Between the 100gb from Hostinger and the 100gb for Supabase, I should be set for a long time. And if not, that’s a problem I’ll gladly embrace. Supabase: 8 GB Postgres disk for row data, plus 100 GB S3-style object storage. Hostinger’s 100 GB is for my app server and logs, not user uploads.

Final Design

Supabase owns the data plane (Postgres + RLS, Auth, S3-compatible storage). Hostinger runs the backend app plane (API + worker jobs), while the marketing site itself lives on Namecheap.
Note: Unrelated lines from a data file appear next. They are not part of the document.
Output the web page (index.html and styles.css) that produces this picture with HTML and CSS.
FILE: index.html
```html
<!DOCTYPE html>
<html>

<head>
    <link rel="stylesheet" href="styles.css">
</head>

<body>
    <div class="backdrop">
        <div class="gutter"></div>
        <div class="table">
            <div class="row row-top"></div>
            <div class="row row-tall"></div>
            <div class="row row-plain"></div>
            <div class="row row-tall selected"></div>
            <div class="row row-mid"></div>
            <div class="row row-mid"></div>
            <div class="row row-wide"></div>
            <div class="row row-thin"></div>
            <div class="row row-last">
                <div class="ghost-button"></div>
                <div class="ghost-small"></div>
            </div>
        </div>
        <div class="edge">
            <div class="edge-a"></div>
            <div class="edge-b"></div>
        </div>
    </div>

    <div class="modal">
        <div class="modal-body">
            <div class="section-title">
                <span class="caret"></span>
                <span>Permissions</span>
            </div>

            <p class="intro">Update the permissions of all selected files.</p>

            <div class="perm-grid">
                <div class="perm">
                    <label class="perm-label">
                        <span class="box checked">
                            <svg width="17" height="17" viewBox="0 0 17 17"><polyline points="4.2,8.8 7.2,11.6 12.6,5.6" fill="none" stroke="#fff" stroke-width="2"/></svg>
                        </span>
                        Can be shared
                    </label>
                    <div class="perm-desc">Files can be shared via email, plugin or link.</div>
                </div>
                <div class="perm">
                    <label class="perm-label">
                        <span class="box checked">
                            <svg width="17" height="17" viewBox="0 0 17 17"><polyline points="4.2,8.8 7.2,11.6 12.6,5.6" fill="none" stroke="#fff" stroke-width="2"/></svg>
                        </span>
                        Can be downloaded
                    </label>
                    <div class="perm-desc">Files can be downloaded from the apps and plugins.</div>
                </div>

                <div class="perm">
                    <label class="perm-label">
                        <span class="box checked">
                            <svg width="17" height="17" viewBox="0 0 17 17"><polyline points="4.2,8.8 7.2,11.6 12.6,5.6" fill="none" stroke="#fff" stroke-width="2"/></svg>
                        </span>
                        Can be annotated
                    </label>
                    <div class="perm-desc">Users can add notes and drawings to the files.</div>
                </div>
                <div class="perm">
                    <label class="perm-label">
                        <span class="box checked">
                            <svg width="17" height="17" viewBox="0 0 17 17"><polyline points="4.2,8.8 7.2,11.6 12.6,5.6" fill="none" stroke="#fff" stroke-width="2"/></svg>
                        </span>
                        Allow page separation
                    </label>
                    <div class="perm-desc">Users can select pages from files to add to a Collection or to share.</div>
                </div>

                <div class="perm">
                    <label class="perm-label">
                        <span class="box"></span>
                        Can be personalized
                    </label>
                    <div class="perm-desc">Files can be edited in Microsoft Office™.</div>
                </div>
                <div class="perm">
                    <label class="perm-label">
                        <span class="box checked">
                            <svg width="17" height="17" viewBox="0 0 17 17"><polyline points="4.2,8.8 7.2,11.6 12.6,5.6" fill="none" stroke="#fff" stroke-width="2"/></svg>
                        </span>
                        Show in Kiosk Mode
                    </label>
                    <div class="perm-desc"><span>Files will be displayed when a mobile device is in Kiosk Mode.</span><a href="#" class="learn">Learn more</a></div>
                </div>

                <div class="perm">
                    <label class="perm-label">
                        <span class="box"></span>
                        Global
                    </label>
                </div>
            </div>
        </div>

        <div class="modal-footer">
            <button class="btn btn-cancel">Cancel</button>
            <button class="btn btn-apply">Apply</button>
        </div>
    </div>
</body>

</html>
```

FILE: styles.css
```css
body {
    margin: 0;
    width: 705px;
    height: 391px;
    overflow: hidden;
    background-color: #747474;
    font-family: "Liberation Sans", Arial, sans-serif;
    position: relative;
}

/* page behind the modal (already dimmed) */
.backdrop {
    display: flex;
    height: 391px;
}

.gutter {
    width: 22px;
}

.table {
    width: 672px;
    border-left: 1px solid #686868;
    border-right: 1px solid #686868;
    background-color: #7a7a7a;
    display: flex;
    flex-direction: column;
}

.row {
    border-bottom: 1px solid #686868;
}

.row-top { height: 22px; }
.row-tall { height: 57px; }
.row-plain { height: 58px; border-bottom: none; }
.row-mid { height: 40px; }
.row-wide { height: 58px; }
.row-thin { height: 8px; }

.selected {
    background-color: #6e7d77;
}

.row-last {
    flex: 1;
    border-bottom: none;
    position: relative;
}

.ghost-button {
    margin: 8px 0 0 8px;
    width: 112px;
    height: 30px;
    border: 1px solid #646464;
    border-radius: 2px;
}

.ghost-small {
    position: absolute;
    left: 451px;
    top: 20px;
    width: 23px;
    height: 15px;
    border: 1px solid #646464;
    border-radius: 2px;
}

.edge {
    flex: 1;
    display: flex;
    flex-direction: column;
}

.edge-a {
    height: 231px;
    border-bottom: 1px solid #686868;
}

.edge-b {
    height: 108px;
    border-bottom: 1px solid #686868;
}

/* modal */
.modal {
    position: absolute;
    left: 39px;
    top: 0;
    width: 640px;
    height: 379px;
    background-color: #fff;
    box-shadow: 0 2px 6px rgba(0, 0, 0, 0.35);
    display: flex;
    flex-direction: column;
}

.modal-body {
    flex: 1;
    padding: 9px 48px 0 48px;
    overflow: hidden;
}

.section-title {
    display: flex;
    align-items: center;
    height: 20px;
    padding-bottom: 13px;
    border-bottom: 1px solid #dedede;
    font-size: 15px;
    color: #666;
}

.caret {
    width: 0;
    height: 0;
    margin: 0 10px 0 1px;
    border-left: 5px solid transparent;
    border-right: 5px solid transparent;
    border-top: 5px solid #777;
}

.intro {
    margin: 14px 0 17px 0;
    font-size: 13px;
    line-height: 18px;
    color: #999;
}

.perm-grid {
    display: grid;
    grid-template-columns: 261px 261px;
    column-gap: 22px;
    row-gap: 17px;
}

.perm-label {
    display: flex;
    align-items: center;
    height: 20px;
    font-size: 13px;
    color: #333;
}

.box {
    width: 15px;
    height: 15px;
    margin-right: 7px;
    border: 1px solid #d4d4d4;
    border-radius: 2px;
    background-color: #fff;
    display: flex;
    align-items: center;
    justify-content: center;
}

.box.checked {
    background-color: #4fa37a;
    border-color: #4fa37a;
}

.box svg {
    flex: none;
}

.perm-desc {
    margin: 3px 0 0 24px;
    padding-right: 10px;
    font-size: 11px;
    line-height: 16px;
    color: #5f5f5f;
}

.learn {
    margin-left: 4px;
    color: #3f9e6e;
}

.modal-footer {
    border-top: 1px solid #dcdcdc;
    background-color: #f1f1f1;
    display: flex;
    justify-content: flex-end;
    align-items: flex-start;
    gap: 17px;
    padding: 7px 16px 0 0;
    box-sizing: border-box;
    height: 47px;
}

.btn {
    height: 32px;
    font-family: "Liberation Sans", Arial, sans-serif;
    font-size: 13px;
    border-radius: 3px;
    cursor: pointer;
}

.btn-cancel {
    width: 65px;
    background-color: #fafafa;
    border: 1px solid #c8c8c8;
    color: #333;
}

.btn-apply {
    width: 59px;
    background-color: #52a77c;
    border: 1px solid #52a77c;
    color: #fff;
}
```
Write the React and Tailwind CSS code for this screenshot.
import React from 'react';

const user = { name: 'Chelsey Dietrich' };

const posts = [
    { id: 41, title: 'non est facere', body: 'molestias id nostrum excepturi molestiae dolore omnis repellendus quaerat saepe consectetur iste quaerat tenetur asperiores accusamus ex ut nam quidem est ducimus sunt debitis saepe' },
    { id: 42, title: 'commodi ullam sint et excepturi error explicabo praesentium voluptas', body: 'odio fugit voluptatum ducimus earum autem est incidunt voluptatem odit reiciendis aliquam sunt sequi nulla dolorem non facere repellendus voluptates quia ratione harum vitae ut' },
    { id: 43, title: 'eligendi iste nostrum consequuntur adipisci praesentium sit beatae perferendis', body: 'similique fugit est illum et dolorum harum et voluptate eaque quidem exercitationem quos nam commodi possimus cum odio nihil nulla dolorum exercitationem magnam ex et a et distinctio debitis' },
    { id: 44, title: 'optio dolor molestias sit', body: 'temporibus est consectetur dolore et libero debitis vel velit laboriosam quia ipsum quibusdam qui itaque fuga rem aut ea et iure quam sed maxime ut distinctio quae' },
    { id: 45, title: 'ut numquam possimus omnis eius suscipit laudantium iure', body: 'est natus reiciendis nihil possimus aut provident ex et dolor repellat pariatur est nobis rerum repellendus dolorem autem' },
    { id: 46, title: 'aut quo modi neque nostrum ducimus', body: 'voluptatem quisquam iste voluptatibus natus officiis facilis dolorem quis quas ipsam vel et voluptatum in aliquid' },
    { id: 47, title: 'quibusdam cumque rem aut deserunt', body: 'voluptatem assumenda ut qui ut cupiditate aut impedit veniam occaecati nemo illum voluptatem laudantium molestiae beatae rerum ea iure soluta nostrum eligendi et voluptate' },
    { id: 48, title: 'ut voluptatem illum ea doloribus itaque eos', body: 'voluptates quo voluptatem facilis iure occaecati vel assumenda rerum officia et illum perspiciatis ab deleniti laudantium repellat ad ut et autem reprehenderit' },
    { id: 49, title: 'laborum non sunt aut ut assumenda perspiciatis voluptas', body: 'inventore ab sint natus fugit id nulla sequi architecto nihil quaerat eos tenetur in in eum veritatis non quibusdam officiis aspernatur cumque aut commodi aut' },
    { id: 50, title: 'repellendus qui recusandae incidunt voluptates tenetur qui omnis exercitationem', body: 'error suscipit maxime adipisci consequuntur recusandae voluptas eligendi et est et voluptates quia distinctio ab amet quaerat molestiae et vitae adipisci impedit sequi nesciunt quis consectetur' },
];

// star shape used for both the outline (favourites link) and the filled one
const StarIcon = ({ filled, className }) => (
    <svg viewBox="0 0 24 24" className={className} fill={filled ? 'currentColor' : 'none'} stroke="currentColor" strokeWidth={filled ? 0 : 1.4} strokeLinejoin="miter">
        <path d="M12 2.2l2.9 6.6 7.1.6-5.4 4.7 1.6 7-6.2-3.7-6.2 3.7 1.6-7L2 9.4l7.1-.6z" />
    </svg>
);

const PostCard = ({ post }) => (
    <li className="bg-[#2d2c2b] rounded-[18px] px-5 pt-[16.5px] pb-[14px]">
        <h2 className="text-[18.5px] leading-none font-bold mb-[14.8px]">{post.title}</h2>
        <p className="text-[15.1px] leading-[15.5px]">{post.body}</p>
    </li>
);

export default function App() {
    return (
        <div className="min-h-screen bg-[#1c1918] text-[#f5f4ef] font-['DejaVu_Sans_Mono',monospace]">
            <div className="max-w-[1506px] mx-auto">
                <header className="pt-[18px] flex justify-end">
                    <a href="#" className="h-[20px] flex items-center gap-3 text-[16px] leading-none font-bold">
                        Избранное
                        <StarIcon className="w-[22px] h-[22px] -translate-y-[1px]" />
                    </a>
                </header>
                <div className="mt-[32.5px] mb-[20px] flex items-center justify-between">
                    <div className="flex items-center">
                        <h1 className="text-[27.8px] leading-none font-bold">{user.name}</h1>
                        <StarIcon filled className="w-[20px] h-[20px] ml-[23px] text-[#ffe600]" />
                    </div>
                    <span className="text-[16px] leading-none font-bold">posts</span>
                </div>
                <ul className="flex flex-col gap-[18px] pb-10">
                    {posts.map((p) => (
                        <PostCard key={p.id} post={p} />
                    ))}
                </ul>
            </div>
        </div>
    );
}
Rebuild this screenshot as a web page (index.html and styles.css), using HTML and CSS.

This keeps all the multi-tenant complexity in one managed Postgres + storage stack, and if I ever move off Supabase it’s still a single data migration instead of three different systems to unwind.

Next Steps

On Day 0, I just need something my alpha team can actually use without me babysitting the database every night.

On Day 1000, I want to look back at this schema and not curse myself.

1) Lock in the tenant-aware schema.

Add a tenant_id column to every table that holds tenant data (projects, manuscripts, analyses, billing_events, etc.).
Standardize my primary keys so they play nicely with clustering/sharding later (tenant_id, project_id, analysis_id).

2) Turn on Row Level Security and try to break it.

Enable RLS on the core tables and write the minimal “tenant can only see its own rows” policies.
Tie those policies to Supabase Auth so that a single JWT maps cleanly to a tenant_id.

3) Shape the storage layout.

Create a Supabase Storage bucket with a predictable path scheme: tenant_id/user_id/project_id/<file-type>/<filename>.
Wire up signed URLs and expirations so the API never has to stream big documents through the app server unless absolutely necessary.

4) Write down the “roadmap” for Day 1000.

Document what a migration to Citus would roughly look like: which tables become distributed, which stay as reference tables, what the distribution key is (tenant_id), and what downtime constraints I care about.
I don’t need to do this yet, but I want a one-page note that proves the current design can evolve instead of trapping me.

Once those pieces are in place, I’ll feel good about inviting more than 50 people into NovelFoundry without secretly worrying that one power user is going to set my little forge on fire.